■ **Instructions to follow**: Write out the material again exactly, please, and omit the pictures.
--- BEGIN Records for the task ---
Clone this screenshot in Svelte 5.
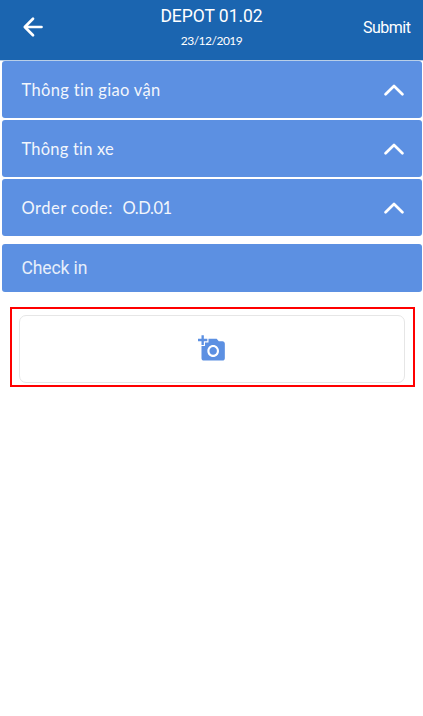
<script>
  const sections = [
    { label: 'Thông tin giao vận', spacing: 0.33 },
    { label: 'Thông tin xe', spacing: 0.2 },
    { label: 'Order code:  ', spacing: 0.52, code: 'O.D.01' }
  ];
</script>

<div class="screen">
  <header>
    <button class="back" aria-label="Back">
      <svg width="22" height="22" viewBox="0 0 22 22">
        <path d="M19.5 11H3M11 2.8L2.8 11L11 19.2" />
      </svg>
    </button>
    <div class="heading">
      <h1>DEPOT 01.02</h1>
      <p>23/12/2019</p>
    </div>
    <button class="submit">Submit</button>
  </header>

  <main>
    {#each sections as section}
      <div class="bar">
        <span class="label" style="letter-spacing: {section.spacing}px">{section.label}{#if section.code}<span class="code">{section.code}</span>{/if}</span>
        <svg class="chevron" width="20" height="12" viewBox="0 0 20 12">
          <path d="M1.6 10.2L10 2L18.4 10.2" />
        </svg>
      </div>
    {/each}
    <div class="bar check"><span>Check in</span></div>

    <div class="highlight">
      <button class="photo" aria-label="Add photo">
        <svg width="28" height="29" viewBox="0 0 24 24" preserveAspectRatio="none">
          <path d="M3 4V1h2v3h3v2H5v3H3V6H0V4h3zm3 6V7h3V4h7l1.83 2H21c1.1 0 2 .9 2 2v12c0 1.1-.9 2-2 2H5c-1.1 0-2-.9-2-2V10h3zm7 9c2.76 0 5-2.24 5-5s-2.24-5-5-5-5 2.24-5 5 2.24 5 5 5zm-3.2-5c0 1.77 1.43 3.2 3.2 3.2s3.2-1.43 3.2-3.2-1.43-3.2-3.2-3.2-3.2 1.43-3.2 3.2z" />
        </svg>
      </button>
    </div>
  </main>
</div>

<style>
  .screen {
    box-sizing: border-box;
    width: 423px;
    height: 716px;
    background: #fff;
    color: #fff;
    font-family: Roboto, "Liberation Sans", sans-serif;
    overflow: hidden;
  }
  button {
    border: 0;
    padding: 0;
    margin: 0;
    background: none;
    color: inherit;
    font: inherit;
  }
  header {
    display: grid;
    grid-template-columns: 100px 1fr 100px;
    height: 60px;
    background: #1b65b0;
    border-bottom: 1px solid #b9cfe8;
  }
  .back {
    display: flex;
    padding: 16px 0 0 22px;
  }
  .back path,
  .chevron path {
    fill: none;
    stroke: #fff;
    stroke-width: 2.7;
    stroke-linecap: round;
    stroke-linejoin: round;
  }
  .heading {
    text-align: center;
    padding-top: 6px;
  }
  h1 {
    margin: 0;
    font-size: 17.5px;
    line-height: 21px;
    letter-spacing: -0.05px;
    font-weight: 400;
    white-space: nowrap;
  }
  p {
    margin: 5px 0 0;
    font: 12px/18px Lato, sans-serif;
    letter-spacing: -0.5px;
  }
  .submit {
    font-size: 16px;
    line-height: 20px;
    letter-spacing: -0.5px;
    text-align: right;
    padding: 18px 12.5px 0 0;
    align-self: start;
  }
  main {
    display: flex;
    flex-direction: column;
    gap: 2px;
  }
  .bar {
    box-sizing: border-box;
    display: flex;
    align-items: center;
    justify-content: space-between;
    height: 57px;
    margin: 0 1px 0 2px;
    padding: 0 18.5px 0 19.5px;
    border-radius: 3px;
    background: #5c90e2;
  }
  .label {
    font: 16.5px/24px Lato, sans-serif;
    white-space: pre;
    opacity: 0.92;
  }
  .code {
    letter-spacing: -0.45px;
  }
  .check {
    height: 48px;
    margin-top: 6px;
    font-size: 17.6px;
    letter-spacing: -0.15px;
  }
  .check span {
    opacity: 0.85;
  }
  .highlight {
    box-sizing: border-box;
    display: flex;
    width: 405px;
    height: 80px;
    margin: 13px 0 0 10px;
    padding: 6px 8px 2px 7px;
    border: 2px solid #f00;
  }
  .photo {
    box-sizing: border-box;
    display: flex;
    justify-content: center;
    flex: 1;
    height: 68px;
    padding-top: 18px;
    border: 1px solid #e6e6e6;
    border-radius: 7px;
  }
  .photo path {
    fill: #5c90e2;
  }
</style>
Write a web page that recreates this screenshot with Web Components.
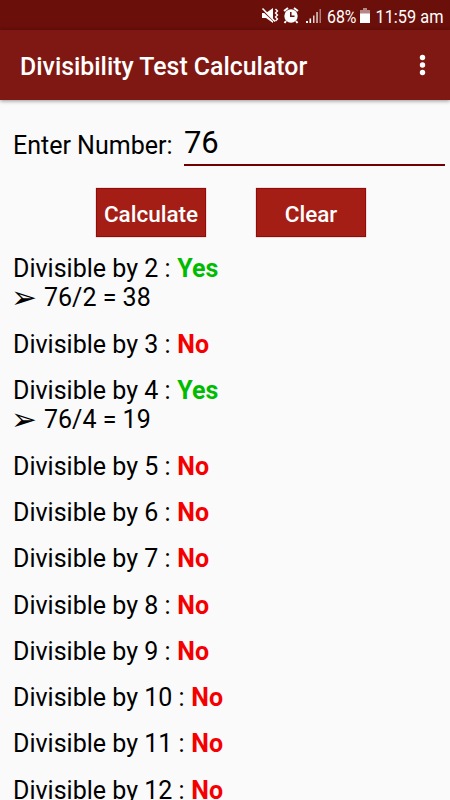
--- END Records for the task ---
■ **Complete response**:
Clone this screenshot in Svelte 5.
<script>
  const sections = [
    { label: 'Thông tin giao vận', spacing: 0.33 },
    { label: 'Thông tin xe', spacing: 0.2 },
    { label: 'Order code:  ', spacing: 0.52, code: 'O.D.01' }
  ];
</script>

<div class="screen">
  <header>
    <button class="back" aria-label="Back">
      <svg width="22" height="22" viewBox="0 0 22 22">
        <path d="M19.5 11H3M11 2.8L2.8 11L11 19.2" />
      </svg>
    </button>
    <div class="heading">
      <h1>DEPOT 01.02</h1>
      <p>23/12/2019</p>
    </div>
    <button class="submit">Submit</button>
  </header>

  <main>
    {#each sections as section}
      <div class="bar">
        <span class="label" style="letter-spacing: {section.spacing}px">{section.label}{#if section.code}<span class="code">{section.code}</span>{/if}</span>
        <svg class="chevron" width="20" height="12" viewBox="0 0 20 12">
          <path d="M1.6 10.2L10 2L18.4 10.2" />
        </svg>
      </div>
    {/each}
    <div class="bar check"><span>Check in</span></div>

    <div class="highlight">
      <button class="photo" aria-label="Add photo">
        <svg width="28" height="29" viewBox="0 0 24 24" preserveAspectRatio="none">
          <path d="M3 4V1h2v3h3v2H5v3H3V6H0V4h3zm3 6V7h3V4h7l1.83 2H21c1.1 0 2 .9 2 2v12c0 1.1-.9 2-2 2H5c-1.1 0-2-.9-2-2V10h3zm7 9c2.76 0 5-2.24 5-5s-2.24-5-5-5-5 2.24-5 5 2.24 5 5 5zm-3.2-5c0 1.77 1.43 3.2 3.2 3.2s3.2-1.43 3.2-3.2-1.43-3.2-3.2-3.2-3.2 1.43-3.2 3.2z" />
        </svg>
      </button>
    </div>
  </main>
</div>

<style>
  .screen {
    box-sizing: border-box;
    width: 423px;
    height: 716px;
    background: #fff;
    color: #fff;
    font-family: Roboto, "Liberation Sans", sans-serif;
    overflow: hidden;
  }
  button {
    border: 0;
    padding: 0;
    margin: 0;
    background: none;
    color: inherit;
    font: inherit;
  }
  header {
    display: grid;
    grid-template-columns: 100px 1fr 100px;
    height: 60px;
    background: #1b65b0;
    border-bottom: 1px solid #b9cfe8;
  }
  .back {
    display: flex;
    padding: 16px 0 0 22px;
  }
  .back path,
  .chevron path {
    fill: none;
    stroke: #fff;
    stroke-width: 2.7;
    stroke-linecap: round;
    stroke-linejoin: round;
  }
  .heading {
    text-align: center;
    padding-top: 6px;
  }
  h1 {
    margin: 0;
    font-size: 17.5px;
    line-height: 21px;
    letter-spacing: -0.05px;
    font-weight: 400;
    white-space: nowrap;
  }
  p {
    margin: 5px 0 0;
    font: 12px/18px Lato, sans-serif;
    letter-spacing: -0.5px;
  }
  .submit {
    font-size: 16px;
    line-height: 20px;
    letter-spacing: -0.5px;
    text-align: right;
    padding: 18px 12.5px 0 0;
    align-self: start;
  }
  main {
    display: flex;
    flex-direction: column;
    gap: 2px;
  }
  .bar {
    box-sizing: border-box;
    display: flex;
    align-items: center;
    justify-content: space-between;
    height: 57px;
    margin: 0 1px 0 2px;
    padding: 0 18.5px 0 19.5px;
    border-radius: 3px;
    background: #5c90e2;
  }
  .label {
    font: 16.5px/24px Lato, sans-serif;
    white-space: pre;
    opacity: 0.92;
  }
  .code {
    letter-spacing: -0.45px;
  }
  .check {
    height: 48px;
    margin-top: 6px;
    font-size: 17.6px;
    letter-spacing: -0.15px;
  }
  .check span {
    opacity: 0.85;
  }
  .highlight {
    box-sizing: border-box;
    display: flex;
    width: 405px;
    height: 80px;
    margin: 13px 0 0 10px;
    padding: 6px 8px 2px 7px;
    border: 2px solid #f00;
  }
  .photo {
    box-sizing: border-box;
    display: flex;
    justify-content: center;
    flex: 1;
    height: 68px;
    padding-top: 18px;
    border: 1px solid #e6e6e6;
    border-radius: 7px;
  }
  .photo path {
    fill: #5c90e2;
  }
</style>
Write a web page that recreates this screenshot with Web Components.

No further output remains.